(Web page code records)
• • • • • • •

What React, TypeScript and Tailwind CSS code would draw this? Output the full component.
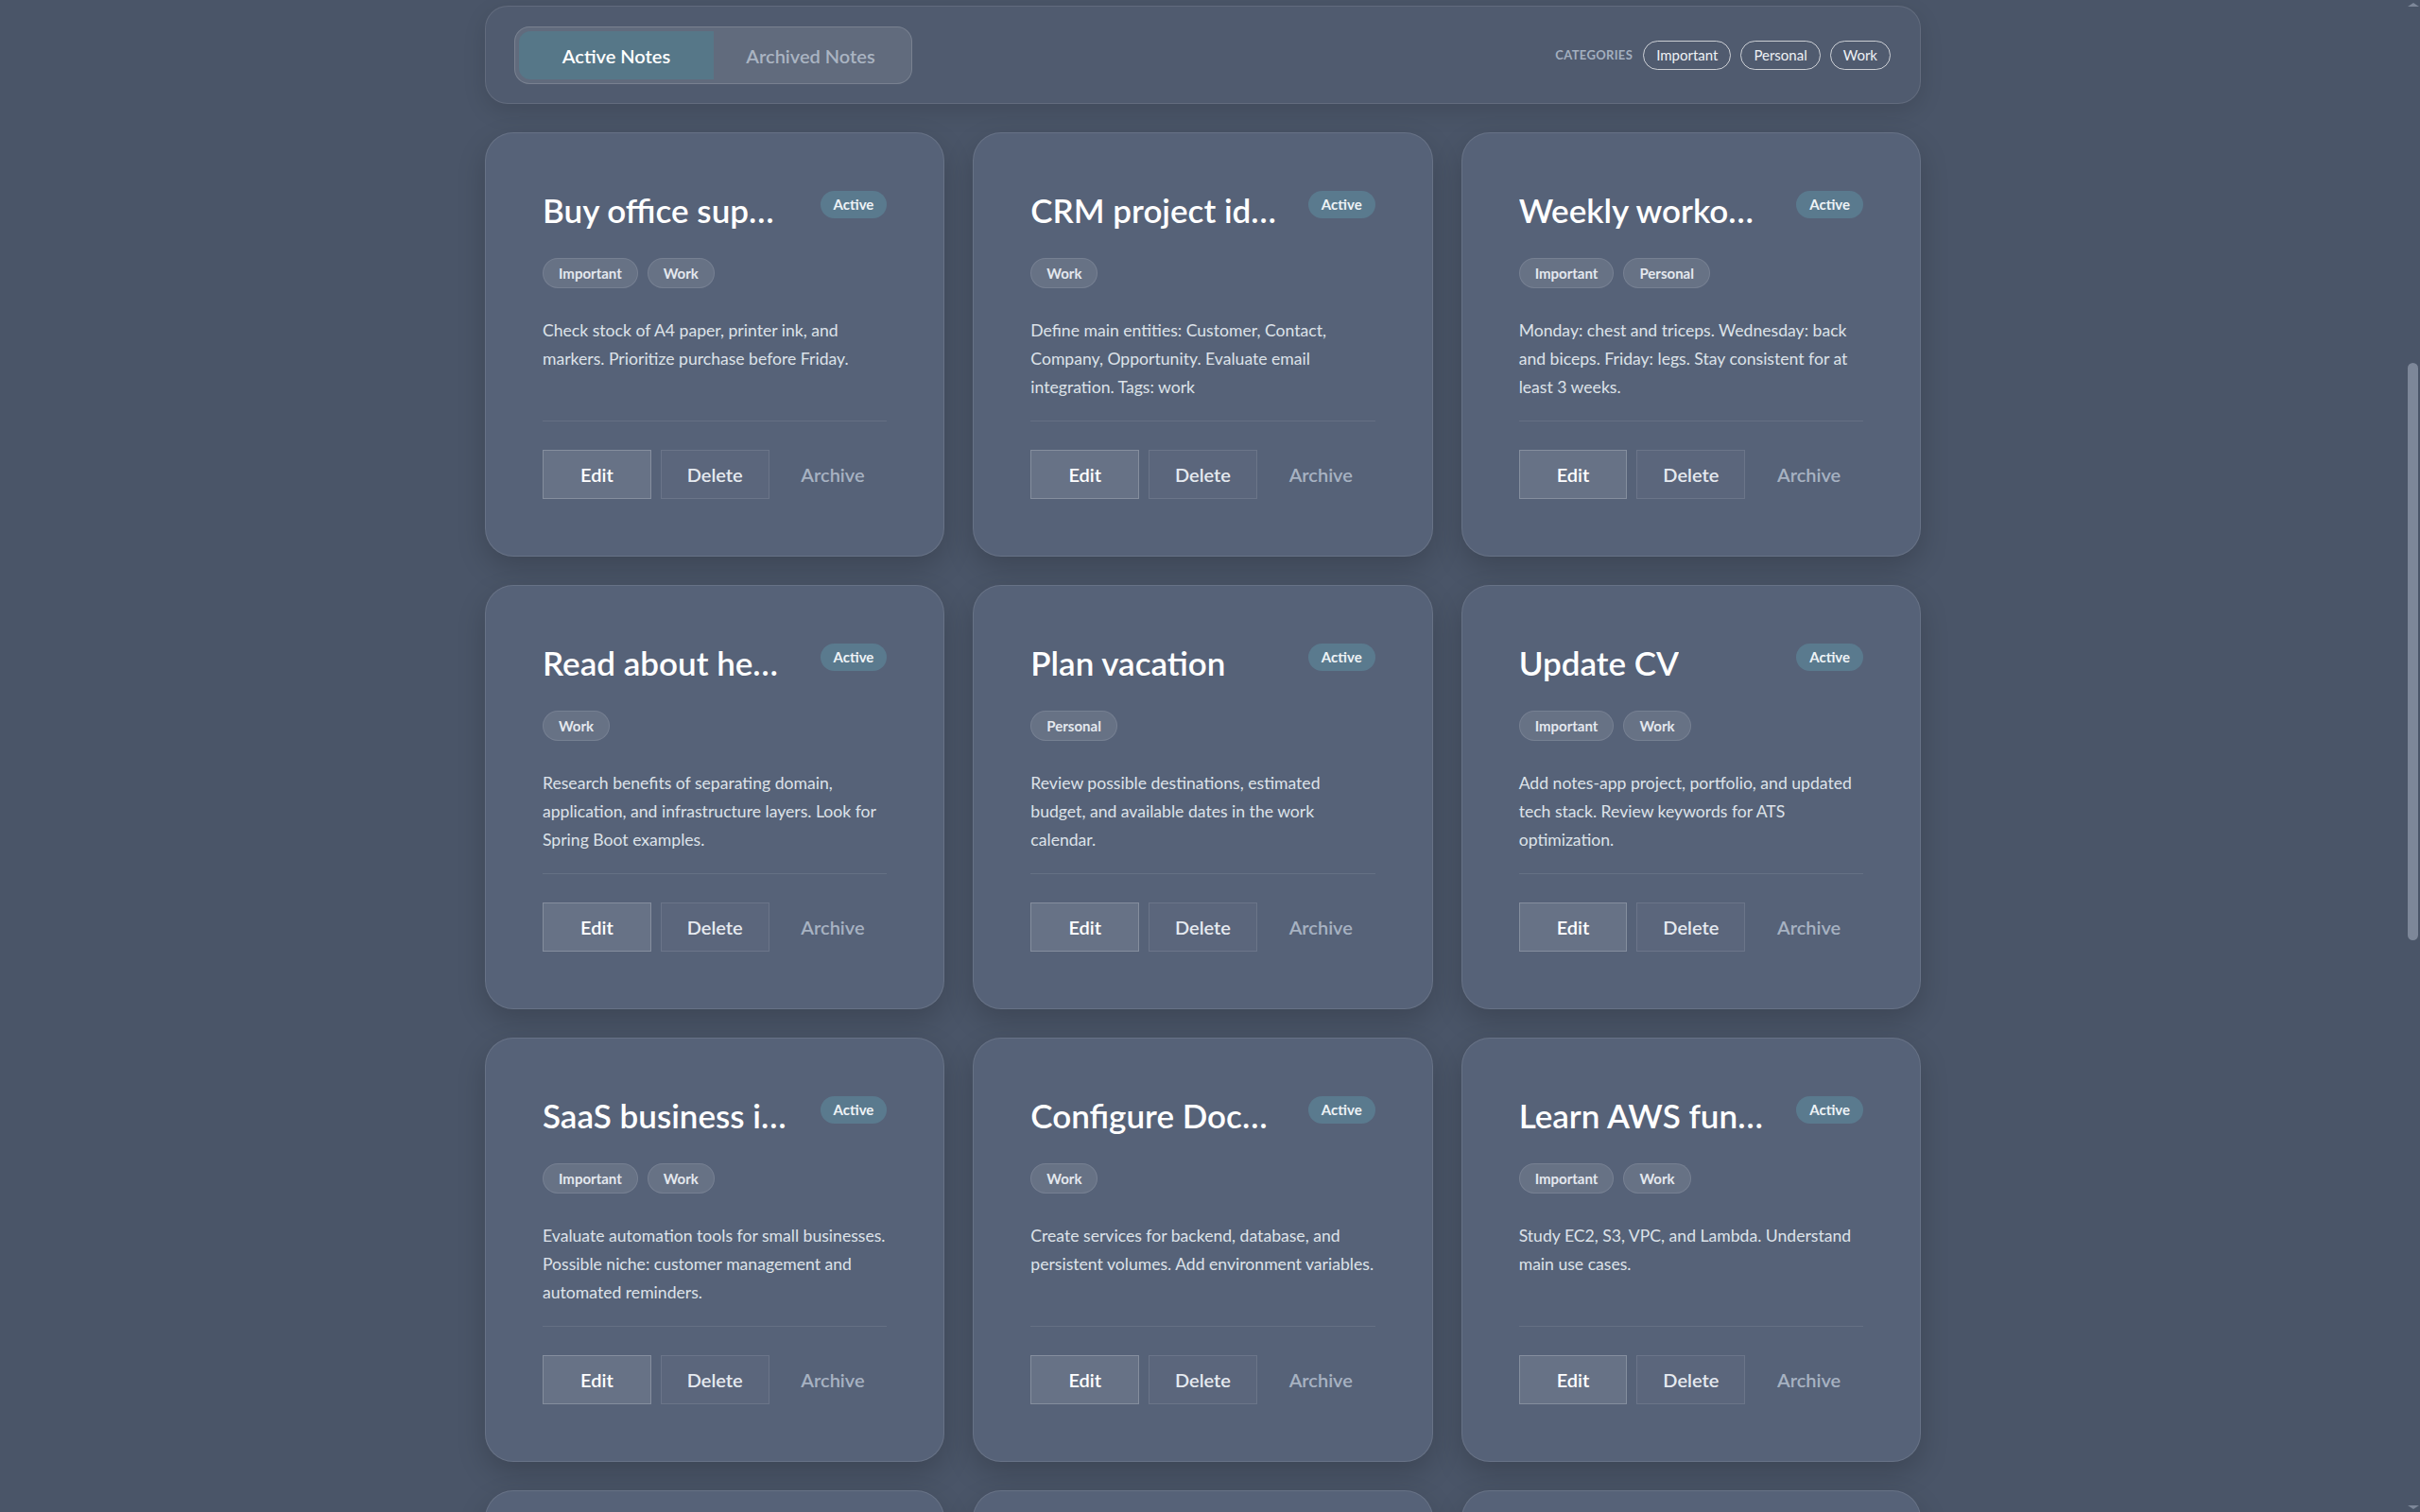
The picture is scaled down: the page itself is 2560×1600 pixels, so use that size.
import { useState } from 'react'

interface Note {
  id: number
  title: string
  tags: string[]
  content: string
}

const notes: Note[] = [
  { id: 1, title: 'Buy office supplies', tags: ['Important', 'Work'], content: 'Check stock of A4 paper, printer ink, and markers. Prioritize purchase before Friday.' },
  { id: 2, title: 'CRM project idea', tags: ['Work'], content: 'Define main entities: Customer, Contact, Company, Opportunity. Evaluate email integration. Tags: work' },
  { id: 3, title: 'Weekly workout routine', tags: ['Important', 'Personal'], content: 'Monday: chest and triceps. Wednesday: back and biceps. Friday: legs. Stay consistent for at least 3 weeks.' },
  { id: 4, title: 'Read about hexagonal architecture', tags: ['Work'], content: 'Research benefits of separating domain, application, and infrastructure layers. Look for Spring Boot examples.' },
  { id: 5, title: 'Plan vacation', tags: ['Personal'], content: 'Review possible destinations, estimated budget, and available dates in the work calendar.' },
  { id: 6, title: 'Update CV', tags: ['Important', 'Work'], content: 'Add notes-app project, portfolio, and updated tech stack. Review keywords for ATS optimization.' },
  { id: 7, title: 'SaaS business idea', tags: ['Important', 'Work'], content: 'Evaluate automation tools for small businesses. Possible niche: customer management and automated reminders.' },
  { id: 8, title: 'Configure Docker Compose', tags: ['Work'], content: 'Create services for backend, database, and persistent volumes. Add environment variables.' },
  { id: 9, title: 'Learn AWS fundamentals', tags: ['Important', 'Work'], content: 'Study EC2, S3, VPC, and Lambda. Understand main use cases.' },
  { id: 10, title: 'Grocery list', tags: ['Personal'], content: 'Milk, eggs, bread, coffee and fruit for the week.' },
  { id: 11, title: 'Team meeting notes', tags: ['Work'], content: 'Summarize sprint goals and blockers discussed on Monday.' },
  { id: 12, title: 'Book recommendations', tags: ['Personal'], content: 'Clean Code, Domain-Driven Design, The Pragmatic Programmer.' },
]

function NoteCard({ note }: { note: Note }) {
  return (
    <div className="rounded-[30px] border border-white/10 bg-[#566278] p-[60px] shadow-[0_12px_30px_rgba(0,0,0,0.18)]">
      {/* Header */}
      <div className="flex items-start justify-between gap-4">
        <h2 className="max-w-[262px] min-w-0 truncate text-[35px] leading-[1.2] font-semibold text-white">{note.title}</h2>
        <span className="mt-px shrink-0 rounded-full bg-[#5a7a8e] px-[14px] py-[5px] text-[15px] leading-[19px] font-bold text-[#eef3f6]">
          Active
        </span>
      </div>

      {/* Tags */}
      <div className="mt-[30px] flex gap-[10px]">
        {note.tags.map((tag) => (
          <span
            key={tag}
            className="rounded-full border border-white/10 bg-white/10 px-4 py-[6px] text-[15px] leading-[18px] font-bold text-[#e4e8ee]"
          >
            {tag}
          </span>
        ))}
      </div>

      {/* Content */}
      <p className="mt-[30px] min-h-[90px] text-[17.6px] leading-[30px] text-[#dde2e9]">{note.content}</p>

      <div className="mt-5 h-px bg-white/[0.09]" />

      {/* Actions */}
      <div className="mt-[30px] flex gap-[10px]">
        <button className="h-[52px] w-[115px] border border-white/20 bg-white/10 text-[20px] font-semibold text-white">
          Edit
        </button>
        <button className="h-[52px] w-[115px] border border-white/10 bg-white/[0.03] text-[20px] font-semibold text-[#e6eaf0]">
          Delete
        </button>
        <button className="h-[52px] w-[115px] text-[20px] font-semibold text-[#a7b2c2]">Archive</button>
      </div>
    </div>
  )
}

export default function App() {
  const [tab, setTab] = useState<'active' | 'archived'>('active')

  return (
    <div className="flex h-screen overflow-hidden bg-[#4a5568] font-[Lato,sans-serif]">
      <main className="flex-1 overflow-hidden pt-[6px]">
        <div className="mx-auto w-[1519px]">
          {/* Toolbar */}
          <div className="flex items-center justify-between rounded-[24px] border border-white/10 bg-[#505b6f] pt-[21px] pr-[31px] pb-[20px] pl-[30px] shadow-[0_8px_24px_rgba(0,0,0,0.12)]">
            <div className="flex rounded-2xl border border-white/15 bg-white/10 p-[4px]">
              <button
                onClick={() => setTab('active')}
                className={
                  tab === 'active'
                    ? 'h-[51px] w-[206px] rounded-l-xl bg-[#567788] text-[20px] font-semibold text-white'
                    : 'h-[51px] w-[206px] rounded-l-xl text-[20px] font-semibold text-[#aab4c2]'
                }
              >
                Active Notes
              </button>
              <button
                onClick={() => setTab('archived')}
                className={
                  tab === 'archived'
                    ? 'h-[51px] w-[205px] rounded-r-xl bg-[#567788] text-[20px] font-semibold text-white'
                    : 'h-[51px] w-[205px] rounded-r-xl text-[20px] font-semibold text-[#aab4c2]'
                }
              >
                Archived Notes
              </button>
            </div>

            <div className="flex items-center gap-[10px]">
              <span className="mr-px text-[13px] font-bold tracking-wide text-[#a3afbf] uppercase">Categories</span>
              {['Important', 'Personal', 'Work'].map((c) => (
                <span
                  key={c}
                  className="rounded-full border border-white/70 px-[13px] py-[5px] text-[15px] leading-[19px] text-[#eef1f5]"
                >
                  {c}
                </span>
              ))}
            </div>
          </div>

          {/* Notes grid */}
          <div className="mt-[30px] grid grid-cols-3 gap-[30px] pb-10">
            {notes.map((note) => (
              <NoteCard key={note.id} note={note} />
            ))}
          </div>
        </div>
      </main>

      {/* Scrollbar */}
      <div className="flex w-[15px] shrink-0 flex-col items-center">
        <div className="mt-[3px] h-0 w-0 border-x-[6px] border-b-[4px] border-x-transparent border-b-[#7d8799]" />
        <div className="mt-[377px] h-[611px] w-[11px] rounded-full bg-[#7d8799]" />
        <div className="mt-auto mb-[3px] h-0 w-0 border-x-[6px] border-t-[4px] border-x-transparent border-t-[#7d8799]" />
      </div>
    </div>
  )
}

• • • • • • •

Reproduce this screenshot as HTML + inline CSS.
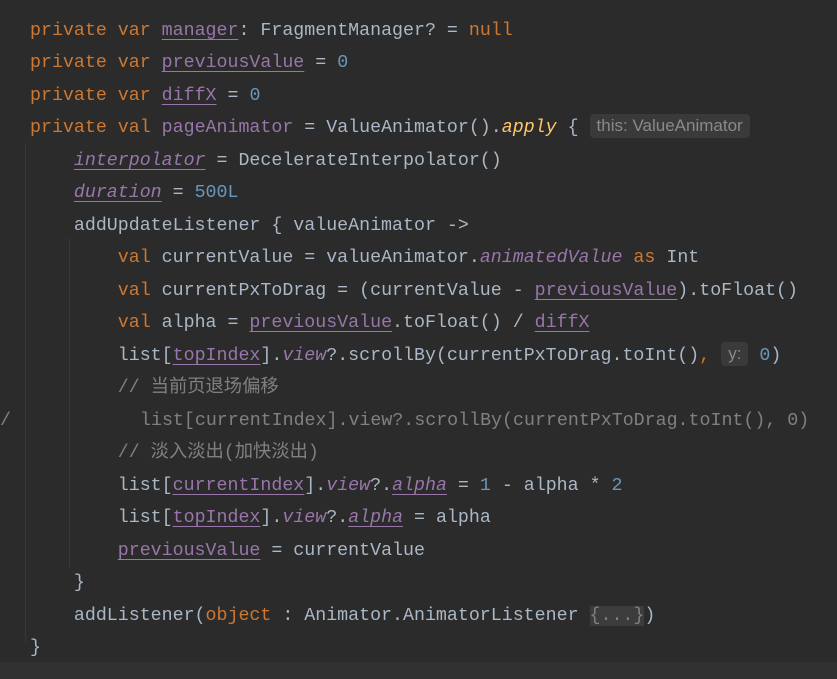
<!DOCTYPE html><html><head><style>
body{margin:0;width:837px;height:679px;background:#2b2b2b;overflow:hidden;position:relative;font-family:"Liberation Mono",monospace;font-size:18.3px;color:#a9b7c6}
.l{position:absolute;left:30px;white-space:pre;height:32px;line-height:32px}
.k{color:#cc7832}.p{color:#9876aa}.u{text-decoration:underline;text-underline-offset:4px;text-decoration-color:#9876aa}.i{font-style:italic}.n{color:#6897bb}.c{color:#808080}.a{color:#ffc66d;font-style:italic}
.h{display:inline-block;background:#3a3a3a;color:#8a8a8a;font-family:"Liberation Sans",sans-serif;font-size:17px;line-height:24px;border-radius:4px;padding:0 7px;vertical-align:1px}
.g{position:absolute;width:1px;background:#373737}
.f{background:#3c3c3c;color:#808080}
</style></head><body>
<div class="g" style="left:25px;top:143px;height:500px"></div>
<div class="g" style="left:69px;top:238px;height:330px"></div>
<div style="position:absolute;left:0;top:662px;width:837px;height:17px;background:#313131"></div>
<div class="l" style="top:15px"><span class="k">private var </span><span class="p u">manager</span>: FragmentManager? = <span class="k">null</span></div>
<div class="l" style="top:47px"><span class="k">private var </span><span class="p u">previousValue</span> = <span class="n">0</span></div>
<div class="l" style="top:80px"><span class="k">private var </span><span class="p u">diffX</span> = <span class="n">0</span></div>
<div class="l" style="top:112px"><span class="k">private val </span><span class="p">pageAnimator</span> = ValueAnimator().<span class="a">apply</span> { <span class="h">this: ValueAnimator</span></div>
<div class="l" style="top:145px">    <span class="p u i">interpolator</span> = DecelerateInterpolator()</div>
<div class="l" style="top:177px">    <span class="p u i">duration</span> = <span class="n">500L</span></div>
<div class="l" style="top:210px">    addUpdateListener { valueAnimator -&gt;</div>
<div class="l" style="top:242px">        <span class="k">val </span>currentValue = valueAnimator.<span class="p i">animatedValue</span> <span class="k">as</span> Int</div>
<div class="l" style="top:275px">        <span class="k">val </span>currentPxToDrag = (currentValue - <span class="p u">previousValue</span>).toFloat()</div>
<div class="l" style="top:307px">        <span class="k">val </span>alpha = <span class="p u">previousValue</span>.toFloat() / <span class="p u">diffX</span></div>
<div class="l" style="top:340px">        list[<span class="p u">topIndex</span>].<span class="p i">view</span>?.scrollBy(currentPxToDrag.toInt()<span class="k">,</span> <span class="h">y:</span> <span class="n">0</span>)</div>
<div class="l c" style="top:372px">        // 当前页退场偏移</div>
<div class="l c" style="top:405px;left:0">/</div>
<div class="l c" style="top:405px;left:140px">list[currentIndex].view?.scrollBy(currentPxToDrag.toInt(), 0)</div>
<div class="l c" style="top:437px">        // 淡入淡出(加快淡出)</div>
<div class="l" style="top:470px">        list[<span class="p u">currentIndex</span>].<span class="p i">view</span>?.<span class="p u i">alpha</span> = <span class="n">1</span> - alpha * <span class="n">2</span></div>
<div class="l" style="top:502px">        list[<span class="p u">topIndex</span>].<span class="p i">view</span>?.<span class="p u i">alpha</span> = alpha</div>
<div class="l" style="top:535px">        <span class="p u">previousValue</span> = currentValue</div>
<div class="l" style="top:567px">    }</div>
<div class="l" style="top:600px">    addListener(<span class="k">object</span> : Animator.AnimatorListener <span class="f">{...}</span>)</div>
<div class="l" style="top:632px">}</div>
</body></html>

• • • • • • •

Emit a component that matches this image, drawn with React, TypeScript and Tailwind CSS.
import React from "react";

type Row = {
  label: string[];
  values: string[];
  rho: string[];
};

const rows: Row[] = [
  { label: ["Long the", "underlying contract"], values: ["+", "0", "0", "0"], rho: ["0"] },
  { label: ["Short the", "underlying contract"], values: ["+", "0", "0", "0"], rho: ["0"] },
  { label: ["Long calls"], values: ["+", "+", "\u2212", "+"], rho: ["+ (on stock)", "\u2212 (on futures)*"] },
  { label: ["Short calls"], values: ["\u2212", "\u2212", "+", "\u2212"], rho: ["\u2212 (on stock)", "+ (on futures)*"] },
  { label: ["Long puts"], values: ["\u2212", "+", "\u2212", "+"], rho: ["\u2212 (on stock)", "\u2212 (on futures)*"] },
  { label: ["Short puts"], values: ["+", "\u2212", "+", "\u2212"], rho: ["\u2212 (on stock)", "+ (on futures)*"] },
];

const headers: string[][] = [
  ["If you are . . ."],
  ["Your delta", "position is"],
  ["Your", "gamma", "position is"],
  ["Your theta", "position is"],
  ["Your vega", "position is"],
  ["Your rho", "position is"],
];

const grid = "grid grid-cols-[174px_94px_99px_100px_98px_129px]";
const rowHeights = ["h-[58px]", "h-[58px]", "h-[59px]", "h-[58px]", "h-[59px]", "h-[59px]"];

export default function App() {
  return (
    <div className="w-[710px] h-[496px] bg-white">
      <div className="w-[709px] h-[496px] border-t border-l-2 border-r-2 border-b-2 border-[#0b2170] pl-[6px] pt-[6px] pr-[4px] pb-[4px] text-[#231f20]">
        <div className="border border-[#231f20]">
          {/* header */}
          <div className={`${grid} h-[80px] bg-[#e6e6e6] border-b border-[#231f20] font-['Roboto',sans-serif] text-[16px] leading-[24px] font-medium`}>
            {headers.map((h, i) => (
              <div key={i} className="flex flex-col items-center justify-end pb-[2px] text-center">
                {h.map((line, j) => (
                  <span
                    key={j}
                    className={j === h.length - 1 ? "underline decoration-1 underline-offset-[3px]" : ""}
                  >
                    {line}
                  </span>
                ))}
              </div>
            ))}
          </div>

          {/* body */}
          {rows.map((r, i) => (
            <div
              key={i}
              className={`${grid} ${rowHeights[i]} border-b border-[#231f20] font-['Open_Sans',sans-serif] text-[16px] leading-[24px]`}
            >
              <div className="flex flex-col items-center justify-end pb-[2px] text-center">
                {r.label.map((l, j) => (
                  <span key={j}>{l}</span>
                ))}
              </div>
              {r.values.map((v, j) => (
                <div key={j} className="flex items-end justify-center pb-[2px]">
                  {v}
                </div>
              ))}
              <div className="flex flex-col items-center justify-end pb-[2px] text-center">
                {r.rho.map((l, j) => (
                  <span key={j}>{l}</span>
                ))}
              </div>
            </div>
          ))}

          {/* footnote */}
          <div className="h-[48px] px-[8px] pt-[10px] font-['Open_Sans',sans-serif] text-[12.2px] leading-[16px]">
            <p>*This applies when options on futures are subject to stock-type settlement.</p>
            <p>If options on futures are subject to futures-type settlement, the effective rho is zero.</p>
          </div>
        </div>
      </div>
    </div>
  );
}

• • • • • • •

▶ _Given task_:
State how many lines of the listing include the word "size". Reply with the number alone.

▶ _Full solution_:
3